Fino ad oggi, la spettacolare inflazione degli attivi finanziari rispetto alle dimensioni dell’economia reale ha mascherato le difficoltà che vengono dall’insufficienza della crescita reale a pareggiare le future obbligazioni”.

C’è qui l’ammissione che la “crescita” delle azioni di Borsa è una bolla, non sostenuta dall’economia reale, che resta bassa; i valori finanziari sono gonfiati da illusionismi: Tesla, Amazon, Facebook…Non durerà per molto.

“Via via che i baby boomers cominciano ad usare i loro attivi [a vendere le azioni in cui hanno investito i loro risparmi] e pensioni [pseudo-garantite da fondi pensione privati], la liquidazione su larga scala di attivi finanziari porterà a una caduta dei loro valori”.

I fondi pensione falliranno e non potranno pagarvi la pensione, baby boomer.
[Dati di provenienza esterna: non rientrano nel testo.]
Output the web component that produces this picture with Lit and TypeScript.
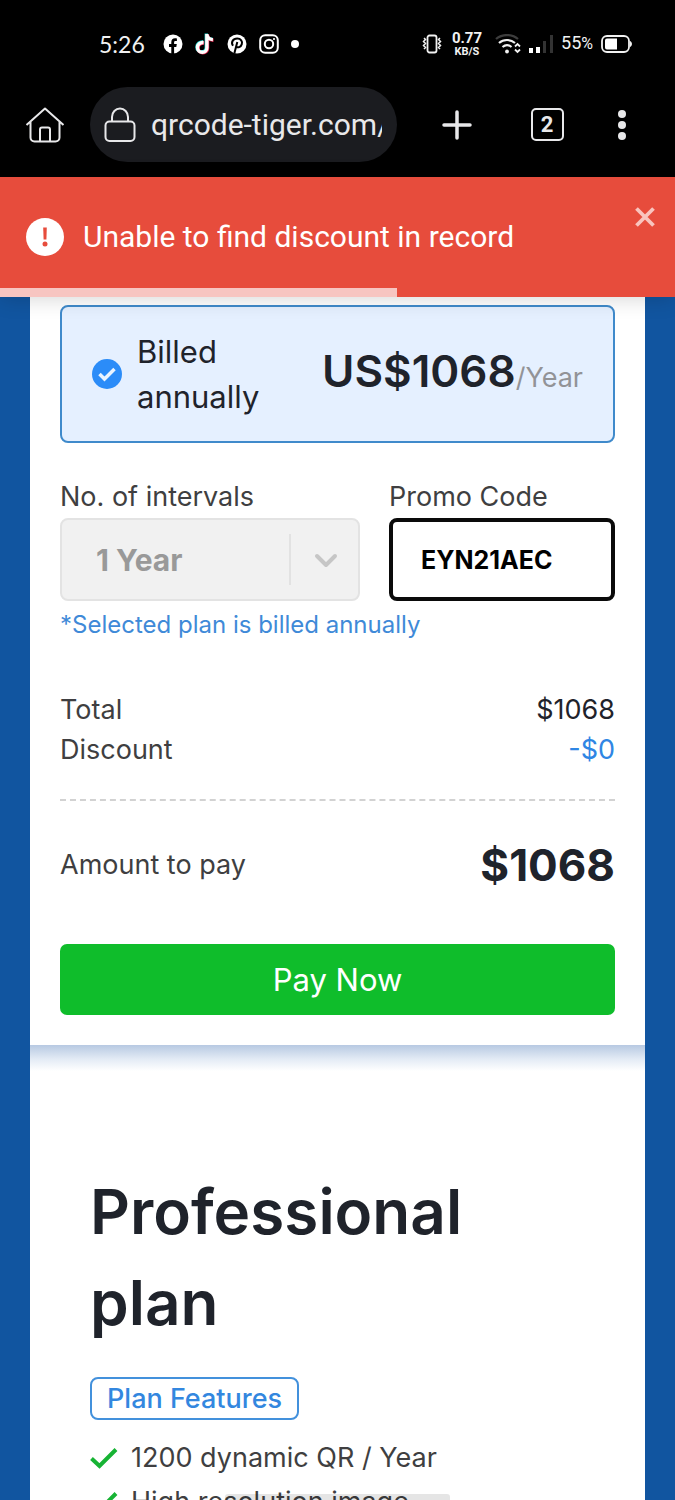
import { LitElement, html, css } from "lit";
import { customElement, property, state } from "lit/decorators.js";
import { styleMap } from "lit/directives/style-map.js";

@customElement("status-bar")
class StatusBar extends LitElement {
  static styles = css`
    :host {
      display: flex;
      align-items: center;
      justify-content: space-between;
      height: 87px;
      box-sizing: border-box;
      padding: 0 43px 0 99px;
      background: #000;
      color: #f2f2f2;
      font-family: Lato, sans-serif;
    }
    .group { display: flex; align-items: center; gap: 12px; }
    .group.end { gap: 8px; }
    svg { display: block; flex: none; }
    .time { font-size: 23px; line-height: 28px; margin-right: 6px; }
    .speed {
      display: flex;
      flex-direction: column;
      align-items: center;
      font: 700 15px/15px Roboto, sans-serif;
      margin: 0 5px 0 2px;
    }
    .speed small { font-size: 11px; line-height: 11px; }
    .percent { font: 400 18px/22px Roboto, sans-serif; }
    .percent small { font-size: 16px; }
  `;
  render() {
    return html`
      <div class="group">
        <span class="time">5:26</span>
        <svg width="20" height="20" viewBox="0 0 20 20" aria-label="Facebook">
          <circle cx="10" cy="10" r="9.5" fill="#fff" />
          <path d="M8.300 20v-7H6v-3h2.300V8.200c0-2.600 1.400-3.900 3.700-3.900.8 0 1.600.1 1.900.2v2.600h-1.300c-1.200 0-1.500.6-1.500 1.400V10h2.700l-.5 3h-2.200v7z" fill="#000" />
        </svg>
        <svg width="20" height="22" viewBox="0 0 20 22" aria-label="TikTok">
          <g fill="none" stroke-width="3.400">
            <path d="M8.500 9.500c-3-.3-6 1.700-6 5 0 3 2.300 4.800 4.700 4.800 2.700 0 4.700-2 4.700-4.600V1c.2 3.400 2.600 5.400 6 5.600" stroke="#25d9d3" transform="translate(-.6 -.5)" />
            <path d="M8.500 9.500c-3-.3-6 1.700-6 5 0 3 2.300 4.800 4.700 4.800 2.700 0 4.700-2 4.700-4.600V1c.2 3.400 2.600 5.400 6 5.600" stroke="#ee2950" transform="translate(.6 .6)" />
            <path d="M8.500 9.500c-3-.3-6 1.700-6 5 0 3 2.300 4.800 4.700 4.800 2.700 0 4.700-2 4.700-4.600V1c.2 3.400 2.600 5.400 6 5.600" stroke="#fff" />
          </g>
        </svg>
        <svg width="20" height="20" viewBox="0 0 20 20" aria-label="Pinterest">
          <circle cx="10" cy="10" r="9.500" fill="#fff" />
          <path d="M6 11.800C3.600 8.300 6 4.600 10.200 4.600c3.700 0 5.500 2.600 4.600 5.500-.9 3.100-4.100 4.200-5.600 2.200M10.300 8 7.300 19.500" fill="none" stroke="#000" stroke-width="2" />
        </svg>
        <svg width="20" height="20" viewBox="0 0 20 20" fill="none" stroke="#fff" stroke-width="2" aria-label="Instagram">
          <rect x="1.200" y="1.200" width="17.600" height="17.600" rx="5" />
          <circle cx="10" cy="10" r="4.200" />
          <circle cx="15" cy="5" r=".5" stroke-width="1.200" />
        </svg>
        <svg width="8" height="8" viewBox="0 0 8 8"><circle cx="4" cy="4" r="4" fill="#fff" /></svg>
      </div>
      <div class="group end">
        <svg width="20" height="20" viewBox="0 0 20 20" fill="none" stroke="#f2f2f2" aria-label="Vibrate">
          <rect x="5.500" y="1.500" width="9" height="17" rx="2" stroke-width="1.800" />
          <path d="m2 4 1.500 1.500L1.500 7.500l2 2-2 2 2 2L2 15M18 4l-1.500 1.500 2 2-2 2 2 2-2 2L18 15" stroke-width="1.500" />
        </svg>
        <span class="speed"><span>0.77</span><small>KB/S</small></span>
        <svg width="26" height="20" viewBox="0 0 26 20" fill="none" stroke-width="2.200" aria-label="Wi-Fi">
          <path d="M1 5c6-5.300 16-5.300 22 0" stroke="#3d3d3d" />
          <path d="M4 9c4.500-4 11.500-4 16 0M7.500 13c3-2.600 6-2.600 9 0" stroke="#f2f2f2" />
          <circle cx="12" cy="17.500" r="1.900" fill="#f2f2f2" />
          <path d="m20 12.500 2.500-2.500 2.500 2.500M20 15.500l2.500 2.500 2.500-2.500" stroke="#f2f2f2" stroke-width="1.800" />
        </svg>
        <svg width="24" height="20" viewBox="0 0 24 20" aria-label="Signal">
          <path d="M0 14h4v5H0zM7 13h4v6H7z" fill="#fff" />
          <path d="M14 7h3v12h-3zM21 1h3v18h-3z" fill="#333" />
        </svg>
        <span class="percent">55<small>%</small></span>
        <svg width="31" height="20" viewBox="0 0 31 20" aria-label="Battery">
          <rect x="1" y="2" width="27" height="16" rx="5" fill="none" stroke="#f2f2f2" stroke-width="1.800" />
          <path d="M6 4.500h10v11H6a2 2 0 0 1-2-2v-7a2 2 0 0 1 2-2z" fill="#fff" />
          <path d="M29 7c2.600 1 2.600 5 0 6z" fill="#f2f2f2" />
        </svg>
      </div>
    `;
  }
}

@customElement("browser-bar")
class BrowserBar extends LitElement {
  @property() url = "";
  @property({ type: Number }) tabs = 1;
  static styles = css`
    :host {
      display: flex;
      align-items: center;
      box-sizing: border-box;
      padding: 0 23px 15px 25px;
      background: #000;
      color: #e8e8ea;
    }
    svg { display: block; flex: none; }
    button {
      display: flex;
      align-items: center;
      justify-content: center;
      flex: none;
      width: 90px;
      height: 60px;
      padding: 0;
      border: 0;
      background: none;
      color: inherit;
    }
    .home { width: 40px; margin-right: 25px; }
    .menu { width: 60px; }
    .address {
      display: flex;
      align-items: center;
      gap: 15px;
      flex: 1;
      min-width: 0;
      height: 75px;
      box-sizing: border-box;
      margin-right: 15px;
      padding: 0 15px 0 14px;
      border-radius: 38px;
      background: #1b1c20;
    }
    .address input {
      flex: 1;
      min-width: 0;
      padding: 0;
      border: 0;
      outline: 0;
      background: none;
      color: inherit;
      font: 400 30px/40px Roboto, sans-serif;
    }
    .count {
      width: 33px;
      height: 33px;
      box-sizing: border-box;
      border: 2px solid currentColor;
      border-radius: 5px;
      font: 700 22px/30px Roboto, sans-serif;
    }
  `;
  render() {
    return html`
      <button class="home" aria-label="Home">
        <svg width="40" height="36" viewBox="0 0 40 36" fill="none" stroke="currentColor" stroke-width="2" stroke-linejoin="round">
          <path d="M1.500 18 20 1.500 38.500 18M5.500 15v15.500a4 4 0 0 0 4 4h21a4 4 0 0 0 4-4V15M15 34.500V22.500a2 2 0 0 1 2-2h6a2 2 0 0 1 2 2v12" />
        </svg>
      </button>
      <div class="address">
        <svg width="32" height="36" viewBox="0 0 32 36" fill="none" stroke="currentColor" stroke-width="2">
          <rect x="1.500" y="14.500" width="29" height="19.500" rx="4" />
          <path d="M8 14.500V10a8 8.500 0 0 1 16 0v4.500" />
        </svg>
        <input type="text" aria-label="Address" .value=${this.url} readonly />
      </div>
      <button aria-label="New tab">
        <svg width="30" height="30" viewBox="0 0 30 30" stroke="currentColor" stroke-width="3.500" stroke-linecap="round">
          <path d="M15 2v26M2 15h26" />
        </svg>
      </button>
      <button aria-label="Tabs"><span class="count">${this.tabs}</span></button>
      <button class="menu" aria-label="Menu">
        <svg width="8" height="32" viewBox="0 0 8 32" fill="currentColor">
          <circle cx="4" cy="5" r="4" /><circle cx="4" cy="16" r="4" /><circle cx="4" cy="27" r="4" />
        </svg>
      </button>
    `;
  }
}

@customElement("toast-message")
class ToastMessage extends LitElement {
  @property() message = "";
  @property({ type: Number }) progress = 0;
  static styles = css`
    :host {
      display: flex;
      align-items: center;
      position: relative;
      z-index: 1;
      box-sizing: border-box;
      min-height: 120px;
      padding: 0 25px;
      background: #e74c3c;
      color: #fff;
      box-shadow: 0 2px 20px rgba(0, 0, 0, 0.16);
      font: 400 30px/40px Roboto, sans-serif;
    }
    svg { display: block; }
    .text { flex: 1; margin-left: 18px; }
    .close {
      align-self: flex-start;
      margin: 26px -9px 0 0;
      padding: 3px;
      border: 0;
      background: none;
      color: #f9c4be;
    }
    .track { position: absolute; left: 0; bottom: 0; height: 9px; background: #f7c5c1; }
  `;
  render() {
    return html`
      <svg width="40" height="40" viewBox="0 0 40 40">
        <circle cx="20" cy="20" r="19" fill="#fff" />
        <path d="M18.200 10.500h3.600l-.4 12h-2.800z" fill="#e74c3c" />
        <circle cx="20" cy="27" r="2.500" fill="#e74c3c" />
      </svg>
      <span class="text" role="alert">${this.message}</span>
      <button class="close" aria-label="Close">
        <svg width="22" height="22" viewBox="0 0 22 22" stroke="currentColor" stroke-width="3.800">
          <path d="m2.500 2.500 17 17m0-17-17 17" />
        </svg>
      </button>
      <div class="track" style=${styleMap({ width: `${this.progress}%` })}></div>
    `;
  }
}

@customElement("checkout-card")
class CheckoutCard extends LitElement {
  @state() private promo = "EYN21AEC";
  static styles = css`
    :host {
      display: block;
      padding: 8px 30px 30px;
      background: #fff;
      color: #3f3f41;
      font-size: 27px;
      line-height: 40px;
    }
    .plan {
      display: flex;
      align-items: center;
      gap: 15px;
      box-sizing: border-box;
      padding: 22px 30px;
      border: 2px solid #3f8acb;
      border-radius: 8px;
      background: #e5f0ff;
      color: #1f232b;
      font-size: 31px;
      line-height: 45px;
    }
    .plan input { position: absolute; opacity: 0; pointer-events: none; }
    svg { display: block; flex: none; }
    .term { flex: 1; }
    .price { white-space: nowrap; }
    .price strong { font-size: 44px; font-weight: 600; }
    .price span { font-size: 27px; color: #929397; }
    .fields {
      display: grid;
      grid-template-columns: 300fr 226fr;
      column-gap: 29px;
      margin-top: 34px;
    }
    .fields label { display: block; height: 41px; }
    .select { position: relative; }
    select, .promo {
      display: block;
      width: 100%;
      height: 83px;
      box-sizing: border-box;
      margin: 0;
      border-radius: 8px;
      font-family: inherit;
      font-weight: 700;
    }
    select {
      appearance: none;
      padding: 0 80px 0 34px;
      border: 2px solid #e3e3e3;
      background: #f1f1f1;
      color: #999;
      opacity: 1;
      font-size: 30px;
    }
    .arrow {
      position: absolute;
      top: 16px;
      right: 0;
      bottom: 16px;
      display: flex;
      align-items: center;
      justify-content: center;
      width: 71px;
      box-sizing: border-box;
      border-left: 2px solid #e2e2e2;
      pointer-events: none;
    }
    .promo {
      padding: 0 28px;
      border: 4px solid #0a0a0a;
      background: #fff;
      color: #000;
      outline: 0;
      font-size: 25px;
    }
    .note { margin: 4px 0 0; color: #3f8ad8; font-size: 24px; }
    .row { display: flex; align-items: center; justify-content: space-between; }
    .totals { margin-top: 45px; }
    .value { color: #1f232b; }
    .discount { color: #2f86e4; }
    hr { margin: 29px 0; border: 0; border-top: 2px dashed #d2d2d2; }
    .amount { height: 70px; }
    .amount strong { color: #1f232b; font-size: 44px; font-weight: 700; }
    .pay {
      display: block;
      width: 100%;
      margin: 44px 0 0;
      padding: 13px;
      border: 0;
      border-radius: 7px;
      background: #0fbd2b;
      color: #fff;
      font: inherit;
      font-size: 31px;
      line-height: 45px;
    }
  `;
  render() {
    return html`
      <label class="plan">
        <input type="radio" name="billing" checked />
        <svg width="30" height="30" viewBox="0 0 30 30">
          <circle cx="15" cy="15" r="15" fill="#2b8cf8" />
          <path d="m7.500 15 5 5L22.500 10" fill="none" stroke="#eaf4ff" stroke-width="3.500" />
        </svg>
        <span class="term">Billed<br />annually</span>
        <span class="price"><strong>US$1068</strong><span>/Year</span></span>
      </label>
      <div class="fields">
        <div>
          <label for="intervals">No. of intervals</label>
          <div class="select">
            <select id="intervals" disabled><option>1 Year</option></select>
            <span class="arrow">
              <svg width="24" height="16" viewBox="0 0 24 16" fill="none" stroke="#c6c6c6" stroke-width="4" stroke-linecap="round" stroke-linejoin="round">
                <path d="m3 4 9 9 9-9" />
              </svg>
            </span>
          </div>
        </div>
        <div>
          <label for="promo">Promo Code</label>
          <input id="promo" class="promo" type="text" .value=${this.promo} />
        </div>
      </div>
      <p class="note">*Selected plan is billed annually</p>
      <div class="totals">
        <div class="row"><span>Total</span><span class="value">$1068</span></div>
        <div class="row"><span>Discount</span><span class="discount">-$0</span></div>
      </div>
      <hr />
      <div class="row amount"><span>Amount to pay</span><strong>$1068</strong></div>
      <button class="pay">Pay Now</button>
    `;
  }
}

@customElement("plan-features")
class PlanFeatures extends LitElement {
  @property({ attribute: false }) features: string[] = [];
  static styles = css`
    :host {
      display: block;
      padding: 121px 60px 40px;
      background: linear-gradient(#b7c9e2, #e3ebf5 14px, #fff 26px);
      color: #3f3f41;
      font-size: 27px;
    }
    h1 { margin: 0; color: #1f232b; font-size: 62px; line-height: 91px; font-weight: 600; }
    .badge {
      display: inline-block;
      margin-top: 29px;
      padding: 0 15px;
      border: 2px solid #4391dc;
      border-radius: 8px;
      color: #3387df;
      line-height: 39px;
      font-weight: 500;
    }
    ul { margin: 16px 0 0; padding: 0; list-style: none; }
    li { display: flex; align-items: center; gap: 13px; line-height: 44px; }
    svg { flex: none; }
  `;
  render() {
    return html`
      <h1>Professional plan</h1>
      <span class="badge">Plan Features</span>
      <ul>
        ${this.features.map(
          (f) => html`<li>
            <svg width="28" height="22" viewBox="0 0 28 22" fill="none" stroke="#17b334" stroke-width="4">
              <path d="m1.500 11.500 8 7.500L26 2.500" />
            </svg>
            <span>${f}</span>
          </li>`
        )}
      </ul>
    `;
  }
}

@customElement("app-root")
class AppRoot extends LitElement {
  static styles = css`
    :host {
      display: flex;
      flex-direction: column;
      position: relative;
      height: 100vh;
      overflow: hidden;
      background: #1155a0;
      font-family: Inter, sans-serif;
    }
    status-bar, browser-bar, toast-message { flex: none; }
    main { flex: 1; min-height: 0; overflow: hidden; padding: 0 30px; }
    .gesture {
      position: absolute;
      left: 33.333%;
      bottom: 0;
      width: 33.333%;
      height: 6px;
      border-radius: 3px 3px 0 0;
      background: rgba(0, 0, 0, 0.1);
    }
  `;
  render() {
    return html`
      <status-bar></status-bar>
      <browser-bar url="qrcode-tiger.com/" tabs="2"></browser-bar>
      <toast-message message="Unable to find discount in record" progress="58.8"></toast-message>
      <main>
        <checkout-card></checkout-card>
        <plan-features .features=${["1200 dynamic QR / Year", "High resolution image"]}></plan-features>
      </main>
      <div class="gesture"></div>
    `;
  }
}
Le azioni Amazon che “valgono tanto” oggi, domani se le vendete varranno quasi niente.

Il rischio per loro: “Più Stato e meno mercato”. Spiega la futurologa: Di fronte alle ineguaglianze crescenti diseguaglianze, i governi diverranno più interventisti, usando (in Usa) tasse più alte e regolamentazioni per compensare gli squilibri dei mercati.

Il governo potrà espandere la sua presenza e la sua parte nel mercato, “come quel che abbiamo visto in Occidente fra la fine della seconda guerra mondiale e i primi anni ‘80”, trasferendo risorse e perfino “diventando compratore diretto di beni e servizi”.

Quel che abbiamo visto fra a fine della guerra e gli anni ’80, è il boom economico – dovuto essenzialmente all’aver sottratto i debiti pubblici ai “mercati”. Nel 1981, l’uomo dei globalisti chiamato Nino Andreatta, attuò il divorzio fra Tesoro e Bankitalia. La banca centrale ebbe il divieto di comprare l’invenduto dei Bot.

Lo fece senza nemmeno passare per il Parlamento – che non decise nulla in questa cruciale decisione politica ma con un accordo a due con il governatore di Bankitalia, che allora era Carlo Azeglio Ciampi. Il primo tradimento della democrazia da parte dell’oligarchia.


L’effetto:

Una strada di Bologna è stata dedicata al nome di Andreatta.